Eine große Familie feiert Geburtstag
Die Caritas Tagesstätte gibt es in Neuburg seit 20 Jahren. Was dort geschieht
Neuburg Gestern herrschte geschäftiges Treiben in der Caritas Tagesstätte. Denn am heutigen Mittwoch wird dort Geburtstag gefeiert. Die Tagesstätte für seelisch kranke Menschen feiert einen runden Geburtstag. Vor 20 Jahren wurde sie gegründet. Damals mit zwei Angestellten und rund zehn Besuchern. Nach 20 Jahren hat die Tagesstätte zwei Umzüge hinter sich und mittlerweile arbeiten dort sechs Mitarbeiter: Zwei Heilerziehungspflegerinnen, zwei Betreuungshelferinnen und eine Diplomsozialpädagogin neben dem Leiter der Einrichtung, Christoph Müller. Täglich kommen rund 40 Besucher in die Räumlichkeiten in der Marienstraße.
Wie wichtig die Tagesstätte in Neuburg ist, zeigen nicht nur die blanken Zahlen, die Christoph Müller vorlegen kann. Der Diplomsozialpädagoge führt akribisch Buch über die Besucher. Schließlich ist das die Grundlage für die Abrechnung mit dem Bezirk von Oberbayern, der diese Einrichtung finanziert. Viel wichtiger als die Zahlen ist der Blick in die Gesichter der Besucher. Egal ob jung oder alt, egal ob Frau oder Mann, egal ob arm oder reich. Sie alle eint eine Sehnsucht nach Anerkennung, nach sozialen Kontakten, nach sinnvoller Beschäftigung und nach einem individuellen Lebensrhythmus.

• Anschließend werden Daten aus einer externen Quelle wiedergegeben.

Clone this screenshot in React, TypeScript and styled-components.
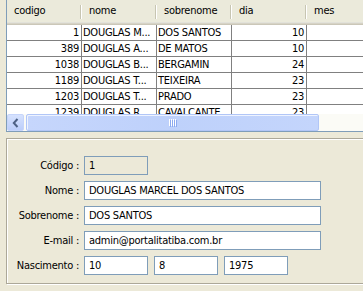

All das finden Menschen in der Tagesstätte, deren Leben aus ganz unterschiedlichen Gründen aus den Fugen geraten ist. Seelische Erkrankungen resultieren oft aus zu hohen Belastungen im Alltag, aus Krankheit oder Trennung. Ein Angehöriger stirbt und plötzlich fehlen die sozialen Kontakte. Oder man geht in Rente und verliert mit der Arbeit den täglichen Rahmen, der einen hält. Die Nachfrage nach offenen, kreativen Angeboten, Arbeitstherapien und Feizeitangeboten ist bei Menschen mit seelischen Erkrankungen sehr groß.

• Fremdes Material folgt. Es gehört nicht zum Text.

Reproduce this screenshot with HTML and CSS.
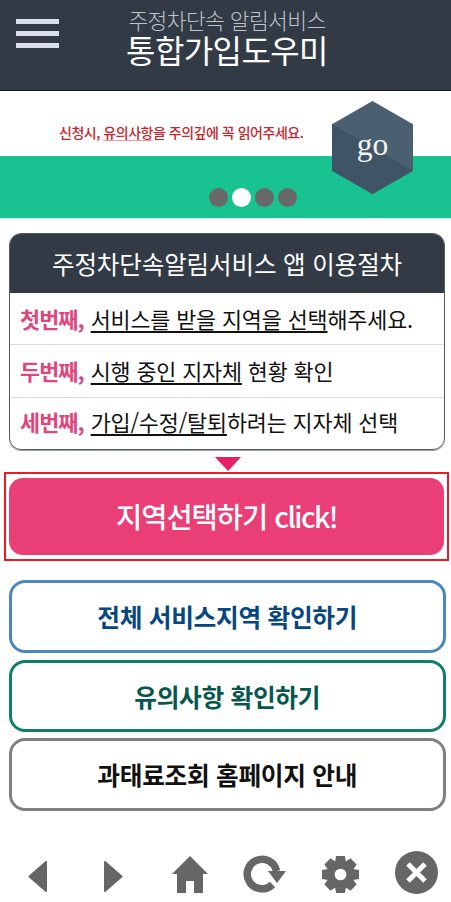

Das offene Prinzip der Tagesstätte, die nicht nach Gutachten oder ärztlichen Befunden fragt und die auch gar nicht die Krankheit thematisieren will, sondern die Menschen aus dem Abseits in Kontakt und Beschäftigung bringen will, ist sehr angesehen und auch sehr stark nachgefragt. Der Weg in die Tagesstätte soll so einfach und unbürokratisch wie möglich sein. Wer kommen will, kann kommen. Das bestätigt Christoph Müller, der weiß, wie schwer sich Erkrankte alleine bei diesem Schritt tun: „Mit einem gebrochenen Arm wird man bemitleidet, mit einer seelischen Erkrankung dagegen immer noch ausgegrenzt.“
Alleine 2017 haben sich 33 Neuvorstellungen die Tagesstätte angesehen. Von denen sind 13 als ständige Besucher geblieben. Die Tagesstätte bietet mit ihrem Programm einen festen Tagesablauf. Vormittags werden meist arbeitstherapeutische Aufträge erfüllt, nachmittags helfen Beschäftigungsangebote wie beispielsweise Ausflüge oder autogenes Training. Es wird zusammen gekocht und zusammen gegessen. Und zusammen gelacht. „Die Besucher unterstützen sich oft gegenseitig, es entstehen Freundschaften.“Deshalb kämen viele der Besucher regelmäßig fünf Mal die Woche, erzählt Müller weiter.
Und auch den Ablauf des 20. Geburtstags ihrer „Großfamilie“bestimmen die Besucher zusammen mit den Mitarbeitern. Zuerst findet in der Heilig-Geist-Kirche um 9 Uhr ein Jubiläumsgottesdienst statt, den die Besucher mitgestalten. Danach wird gefeiert. Aber nicht mit langen Reden, sondern mit dem, was die Tagesstätte auszeichnet. Mit einem Miteinander. Eine bunte Geburtstagsfeier soll es sein.
Seit 2013 befindet sich die Tagesstätte in den Räumen in der Marienstraße. Aber der Platz wird auch dort schon eng. „Noch erhalten wir keine Genehmigung zur Erweiterung vom Bezirk. Aber wer weiß“, meint Müller mit einem Blick in die Zukunft.